- [INSTRUCTION]: Check each line of the material. Copy those containing "React".

= = = = = = =

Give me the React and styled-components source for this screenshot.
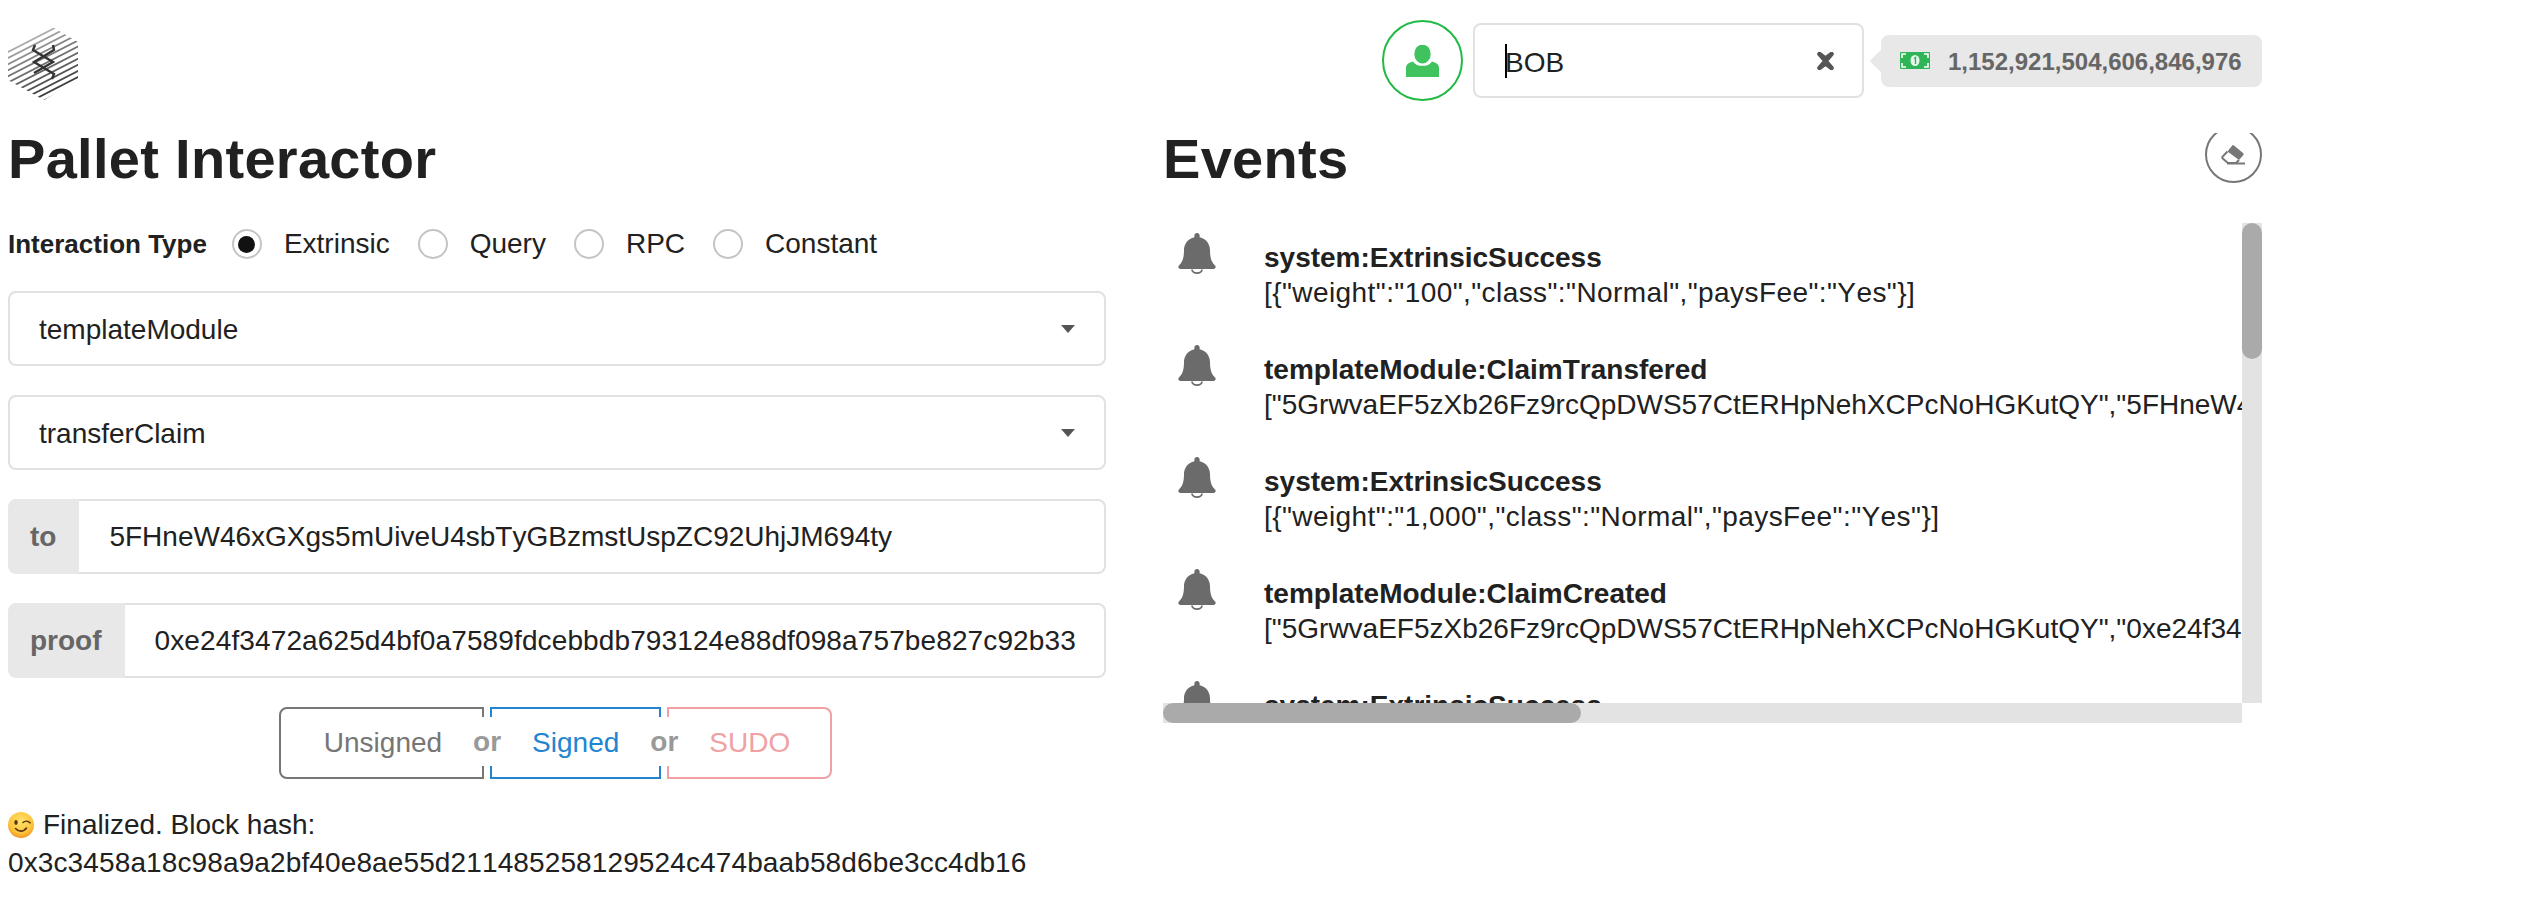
import React from 'react';
import styled, {createGlobalStyle} from 'styled-components';

const ALICE = '5GrwvaEF5zXb26Fz9rcQpDWS57CtERHpNehXCPcNoHGKutQY';
const BOB = '5FHneW46xGXgs5mUiveU4sbTyGBzmstUspZC92UhjJM694ty';
const PROOF = '0xe24f3472a625d4bf0a7589fdcebbdb793124e88df098a757be827c92b33d5a1e8f7c64b02e9d3f10';

const success = weight => ({
  title: 'system:ExtrinsicSuccess',
  body: `[{"weight":"${weight}","class":"Normal","paysFee":"Yes"}]`,
  tracking: '0.42px',
});

const EVENTS = [
  success('100'),
  {title: 'templateModule:ClaimTransfered', body: `["${ALICE}","${BOB}"]`},
  success('1,000'),
  {title: 'templateModule:ClaimCreated', body: `["${ALICE}","${PROOF}"]`},
  success('100'),
];

function Logo() {
  const lines = [];
  for (let i = 0; i < 21; i++) {
    lines.push(-8 + i * 6.1);
  }
  return (
    <LogoSvg viewBox="0 0 70 78">
      <defs>
        <clipPath id="hex">
          <polygon points="36,0 70,20 70,58 36,78 0,58 0,20" />
        </clipPath>
        <linearGradient id="hatch" gradientUnits="userSpaceOnUse" x1="10" y1="0" x2="45" y2="78">
          <stop offset="0" stopColor="#e4e4e4" />
          <stop offset="0.45" stopColor="#808080" />
          <stop offset="1" stopColor="#2e2e2e" />
        </linearGradient>
      </defs>
      <g clipPath="url(#hex)">
        {lines.map(y => (
          <path key={y} d={`M-4 ${y + 40}L74 ${y}`} stroke="url(#hatch)" strokeWidth="1.8" />
        ))}
      </g>
      <path
        d="M27 23L25 28 45 40 26 51M45 23L46 28 26 40 46 52 44 57"
        fill="none"
        stroke="#333"
        strokeWidth="2.4"
      />
    </LogoSvg>
  );
}

function UserIcon() {
  return (
    <svg width="33" height="32" viewBox="0 0 33 32">
      <ellipse cx="16.5" cy="9" rx="8.2" ry="9.4" fill="#40c25f" />
      <path d="M0 32v-9c0-4 3-5.5 7-6.6 2 3.2 5.4 4.4 9.5 4.4s7.500-1.200 9.500-4.400c4 1.100 7 2.600 7 6.600v9z" fill="#40c25f" />
    </svg>
  );
}

function MoneyIcon() {
  return (
    <svg width="30" height="17" viewBox="0 0 30 17">
      <rect width="30" height="17" rx="1" fill="#2fb457" />
      <path d="M2 6V2h4M24 2h4v4M28 11v4h-4M6 15H2v-4" fill="none" stroke="#fff" strokeWidth="1.6" />
      <ellipse cx="15" cy="8.500" rx="4.500" ry="5.500" fill="#e6f6ea" />
      <path d="M14 6.500l1.500-1v6.500" fill="none" stroke="#2fb457" strokeWidth="1.400" />
    </svg>
  );
}

function ClearIcon() {
  return (
    <svg width="19" height="18" viewBox="0 0 19 18">
      <path d="M3.500 2l6 4.500 6-4.500M3.500 16l6-4.500 6 4.500M3.500 2l12 14M15.500 2l-12 14" fill="none" stroke="#555" strokeWidth="4.500" strokeLinecap="round" />
    </svg>
  );
}

function EraserIcon() {
  return (
    <svg width="25" height="21" viewBox="0 0 25 21">
      <path d="M13 1.500l9 7.500a1.500 1.500 0 0 1 .2 2.200L18 16 6.500 7.500 11 1.800a1.400 1.400 0 0 1 2-.3z" fill="#777" />
      <path d="M6.500 7.500L1.600 12.600a1.300 1.300 0 0 0 .1 1.900L7 19h8l3-3" fill="none" stroke="#777" strokeWidth="2" />
      <path d="M6 19.500h18" stroke="#777" strokeWidth="2" />
    </svg>
  );
}

function BellIcon() {
  return (
    <BellSvg viewBox="0 0 38 41">
      <path
        d="M19 0a2.600 2.600 0 0 1 2.600 2.600v1.600C28 5.400 32 11 32 17c0 9 2 12.500 5 15.500 1.400 1.400.6 3.500-1.600 3.500H2.600C.4 36-.4 33.900 1 32.500 4 29.500 6 26 6 17 6 11 10 5.400 16.400 4.200V2.600A2.600 2.600 0 0 1 19 0z"
        fill="#6b6b6b"
      />
      <path d="M14 36.500a5 3.600 0 0 0 10 0" fill="none" stroke="#6b6b6b" strokeWidth="1.800" />
    </BellSvg>
  );
}

function WinkEmoji() {
  return (
    <EmojiSvg viewBox="0 0 26 26">
      <defs>
        <radialGradient id="face" cx="0.5" cy="0.35" r="0.7">
          <stop offset="0" stopColor="#ffe36a" />
          <stop offset="0.65" stopColor="#fdc33c" />
          <stop offset="1" stopColor="#f08a1d" />
        </radialGradient>
      </defs>
      <circle cx="13" cy="13" r="13" fill="url(#face)" />
      <ellipse cx="8" cy="10.500" rx="1.700" ry="2.400" fill="#5a3410" />
      <path d="M15 10.500c2-1.800 5-1.800 7 .3" fill="none" stroke="#5a3410" strokeWidth="1.600" strokeLinecap="round" />
      <path d="M7.500 16.500c3 3.600 8 3.600 11-.4" fill="none" stroke="#5a3410" strokeWidth="1.600" strokeLinecap="round" />
    </EmojiSvg>
  );
}

function Radio({checked, children}) {
  return (
    <RadioItem>
      <RadioCircle>{checked && <RadioDot />}</RadioCircle>
      {children}
    </RadioItem>
  );
}

function App() {
  return (
    <Page>
      <GlobalStyle />
      <TopBar>
        <Logo />
        <Account>
          <Avatar>
            <UserIcon />
          </Avatar>
          <AccountSelect>
            <AccountText>
              <Caret />
              BOB
            </AccountText>
            <ClearIcon />
          </AccountSelect>
          <Balance>
            <MoneyIcon />
            <BalanceText>1,152,921,504,606,846,976</BalanceText>
          </Balance>
        </Account>
      </TopBar>
      <Columns>
        <section>
          <HeadingRow>
            <Title>Pallet Interactor</Title>
          </HeadingRow>
          <RadioRow>
            <RadioLabel>Interaction Type</RadioLabel>
            <Radio checked>Extrinsic</Radio>
            <Radio>Query</Radio>
            <Radio>RPC</Radio>
            <Radio>Constant</Radio>
          </RadioRow>
          <Form>
            <Select>
              templateModule
              <Arrow />
            </Select>
            <Select>
              transferClaim
              <Arrow />
            </Select>
            <Field>
              <FieldLabel>to</FieldLabel>
              <FieldInput readOnly value={BOB} />
            </Field>
            <Field>
              <FieldLabel>proof</FieldLabel>
              <FieldInput readOnly value={PROOF} $tracking="0.12px" />
            </Field>
            <Buttons>
              <TxButton $color="#767676" $radius="8px 0 0 8px" $padLeft="43px">
                Unsigned
                <Or>or</Or>
              </TxButton>
              <TxButton $color="#2185d0" $radius="0">
                Signed
                <Or>or</Or>
              </TxButton>
              <TxButton $color="#f0a1a3" $radius="0 8px 8px 0">
                SUDO
              </TxButton>
            </Buttons>
          </Form>
          <Status>
            <WinkEmoji />
            Finalized. Block hash:
            <br />
            <BlockHash>0x3c3458a18c98a9a2bf40e8ae55d211485258129524c474baab58d6be3cc4db16</BlockHash>
          </Status>
        </section>
        <section>
          <HeadingRow>
            <Title>Events</Title>
            <EraserClip>
              <EraserButton>
                <EraserIcon />
              </EraserButton>
            </EraserClip>
          </HeadingRow>
          <EventFrame>
            <EventViewport>
              {EVENTS.map((event, index) => (
                <EventRow key={index}>
                  <BellIcon />
                  <div>
                    <EventTitle>{event.title}</EventTitle>
                    <EventBody $tracking={event.tracking}>{event.body}</EventBody>
                  </div>
                </EventRow>
              ))}
            </EventViewport>
            <VerticalTrack>
              <VerticalThumb />
            </VerticalTrack>
            <HorizontalTrack>
              <HorizontalThumb />
            </HorizontalTrack>
          </EventFrame>
        </section>
      </Columns>
    </Page>
  );
}

const GlobalStyle = createGlobalStyle`
  html, body {
    margin: 0;
    background: #fff;
    overflow: hidden;
  }
  body {
    font-family: "Liberation Sans", Arial, sans-serif;
    font-size: 28px;
    line-height: 36px;
    color: #212121;
  }
  h1 {
    margin: 0;
  }
`;

const Page = styled.div`
  width: 2254px;
  padding-left: 8px;
`;

const TopBar = styled.header`
  display: flex;
  justify-content: space-between;
  align-items: flex-start;
  height: 123px;
  padding-top: 20px;
  box-sizing: border-box;
`;

const LogoSvg = styled.svg`
  width: 70px;
  height: 78px;
  margin-top: 2px;
`;

const Account = styled.div`
  display: flex;
  align-items: center;
`;

const Avatar = styled.div`
  display: flex;
  align-items: center;
  justify-content: center;
  width: 81px;
  height: 81px;
  box-sizing: border-box;
  border: 2px solid #21ba45;
  border-radius: 50%;
  margin-right: 10px;
`;

const AccountSelect = styled.div`
  display: flex;
  align-items: center;
  justify-content: space-between;
  width: 391px;
  height: 75px;
  box-sizing: border-box;
  padding: 0 27px 0 30px;
  border: 2px solid #e0e1e1;
  border-radius: 8px;
`;

const AccountText = styled.span`
  position: relative;
  top: 2px;
`;

const Caret = styled.i`
  position: absolute;
  left: 0;
  top: -1px;
  width: 1.5px;
  height: 34px;
  background: #000;
`;

const Balance = styled.div`
  position: relative;
  display: flex;
  align-items: center;
  gap: 18px;
  width: 381px;
  height: 52px;
  box-sizing: border-box;
  margin-left: 17px;
  padding-left: 19px;
  background: #e8e8e8;
  border-radius: 8px;
  color: #666;
  font-size: 24px;
  font-weight: 700;

  &::before {
    content: '';
    position: absolute;
    left: -8px;
    top: 18px;
    width: 16px;
    height: 16px;
    background: #e8e8e8;
    transform: rotate(45deg);
  }
`;

const BalanceText = styled.span`
  position: relative;
  top: 1px;
`;

const Columns = styled.main`
  display: grid;
  grid-template-columns: 1098px 1099px;
  column-gap: 57px;
`;

const HeadingRow = styled.div`
  display: flex;
  justify-content: space-between;
  height: 70px;
`;

const Title = styled.h1`
  font-size: 56px;
  line-height: 72px;
  font-weight: 700;
  letter-spacing: 0.3px;
`;

const EraserClip = styled.div`
  height: 50px;
  margin-top: 10px;
  overflow: hidden;
`;

const EraserButton = styled.div`
  display: flex;
  align-items: center;
  justify-content: center;
  width: 57px;
  height: 57px;
  box-sizing: border-box;
  margin-top: -7px;
  border: 2px solid #767676;
  border-radius: 50%;
`;

const RadioRow = styled.div`
  display: flex;
  align-items: center;
  gap: 28px;
  height: 36px;
  margin-top: 33px;
`;

const RadioLabel = styled.span`
  margin-right: -3px;
  font-size: 26px;
  font-weight: 700;
`;

const RadioItem = styled.label`
  display: flex;
  align-items: center;
  gap: 22px;
`;

const RadioCircle = styled.span`
  display: flex;
  align-items: center;
  justify-content: center;
  width: 30px;
  height: 30px;
  box-sizing: border-box;
  background: #fff;
  border: 2px solid #c4c4c4;
  border-radius: 50%;
`;

const RadioDot = styled.span`
  width: 17px;
  height: 17px;
  background: #111;
  border-radius: 50%;
`;

const Form = styled.div`
  display: flex;
  flex-direction: column;
  gap: 29px;
  margin-top: 29px;
`;

const Select = styled.div`
  display: flex;
  align-items: center;
  justify-content: space-between;
  height: 75px;
  box-sizing: border-box;
  padding: 2px 29px 0;
  border: 2px solid #e0e1e1;
  border-radius: 8px;
`;

const Arrow = styled.span`
  width: 0;
  height: 0;
  margin-top: -2px;
  border-left: 7px solid transparent;
  border-right: 7px solid transparent;
  border-top: 8px solid #555;
`;

const Field = styled.div`
  display: flex;
  height: 75px;
`;

const FieldLabel = styled.label`
  display: flex;
  align-items: center;
  padding: 0 23px 0 22px;
  background: #e8e8e8;
  border-radius: 8px 0 0 8px;
  color: #666;
  font-weight: 700;
`;

const FieldInput = styled.input`
  flex: 1;
  min-width: 0;
  padding: 0 29px 0 30px;
  border: 2px solid #e0e1e1;
  border-left: none;
  border-radius: 0 8px 8px 0;
  outline: none;
  font: inherit;
  font-kerning: none;
  letter-spacing: ${p => p.$tracking || 'normal'};
  color: #212121;
`;

const Buttons = styled.div`
  display: flex;
  justify-content: center;
  gap: 6px;
  padding-right: 3px;
`;

const TxButton = styled.button`
  position: relative;
  height: 72px;
  padding: 0 40px 0 ${p => p.$padLeft || '40px'};
  background: #fff;
  border: 2px solid ${p => p.$color};
  border-radius: ${p => p.$radius};
  color: ${p => p.$color};
  font: inherit;
`;

const Or = styled.span`
  position: absolute;
  z-index: 1;
  top: 8px;
  right: -20px;
  width: 30px;
  height: 49px;
  padding-left: 6px;
  background: #fff;
  color: #999;
  font-weight: 700;
  line-height: 49px;
  text-align: center;
`;

const Status = styled.p`
  margin: 27px 0 0;
  line-height: 38px;
  font-kerning: none;
`;

const BlockHash = styled.span`
  letter-spacing: 0.12px;
`;

const EmojiSvg = styled.svg`
  width: 26px;
  height: 26px;
  margin-right: 9px;
  vertical-align: -4px;
`;

const EventFrame = styled.div`
  display: grid;
  grid-template-columns: 1079px 20px;
  grid-template-rows: 480px 20px;
  margin-top: 30px;
`;

const EventViewport = styled.div`
  overflow: hidden;
  font-kerning: none;
`;

const VerticalTrack = styled.div`
  background: #e3e3e3;
`;

const VerticalThumb = styled.div`
  height: 136px;
  background: #aaa;
  border-radius: 10px;
`;

const HorizontalTrack = styled.div`
  background: #e3e3e3;
`;

const HorizontalThumb = styled.div`
  width: 418px;
  height: 20px;
  background: #aaa;
  border-radius: 10px;
`;

const EventRow = styled.div`
  display: flex;
  gap: 48px;
  height: 112px;
  box-sizing: border-box;
  padding: 10px 0 0 15px;
  white-space: nowrap;
`;

const BellSvg = styled.svg`
  flex: none;
  width: 38px;
  height: 41px;
`;

const EventTitle = styled.div`
  margin-top: 7px;
  line-height: 35px;
  font-weight: 700;
`;

const EventBody = styled.div`
  letter-spacing: ${p => p.$tracking || 'normal'};
`;

export default App;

= = = = = = =

- [TASK RESULT]:
Give me the React and styled-components source for this screenshot.
import React from 'react';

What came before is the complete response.